What was the temple? The Temple was a place of sacrifice. (2 Chronicles 7:12)
The Temple was a place of prayer and worship of God. (Isaiah 56:7)
The Temple was a place to remember the Law. (1 Kings 8:9)
The Temple was a place to hear from God. (1 Samuel 3:10)
The Temple was a place to celebrate and remember. (John 2:13-14)
In these things, the temple was connection and relationship with God. It was a place to find God, a place for clarity in relationship with God. It was a place to be forgiven, to grow, to find true identity.
Why are these things--connection, forgiveness, sacrifice, identity, celebration, and ritual--important in relationship with God?
When Jesus says they can tear down the temple and He will rebuild it in three days, He is making a declaration that was not understood until later. Jesus walks into the temple and sees that the system is not working. He disrupts it, and in that moment, it is demanded that He would give a sign to prove that He has the authority to disrupt the system.
They initially do not understand what Jesus is getting at; they need proof of these claims.
I could imagine even his disciples were a little uncomfortable at this moment. Your friend and teacher just goes into one of the most important places in Jewish culture and starts destroying and yelling and making claims. Has Jesus lost it?
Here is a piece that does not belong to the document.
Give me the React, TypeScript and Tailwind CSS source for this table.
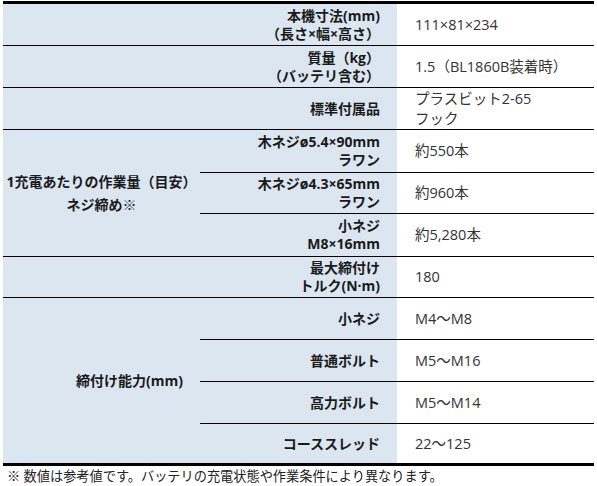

But with time, their perspective grew. Understanding of this moment grew. Belief in Jesus’ claims grew.
Time seems to be fundamental to belief. Belief seems to require time. The disciples were not asked to raise their hands and commit, but simply to follow. The expectation was never to have no doubts. The goal was always relationship over time.
What responsibility do you have in a deepening understanding and relationship with God?
Take It Deeper Questions
Read John 2:12-25
When have you felt rage that led to action?
What set Jesus off?
What did the religious authorities demand from Jesus? What does that demand say about their understanding of what just happened?
What is the Old Covenant?
What is the New Covenant?
How is Jesus a reforming of the Old Covenant system? How is that reforming impacting you today?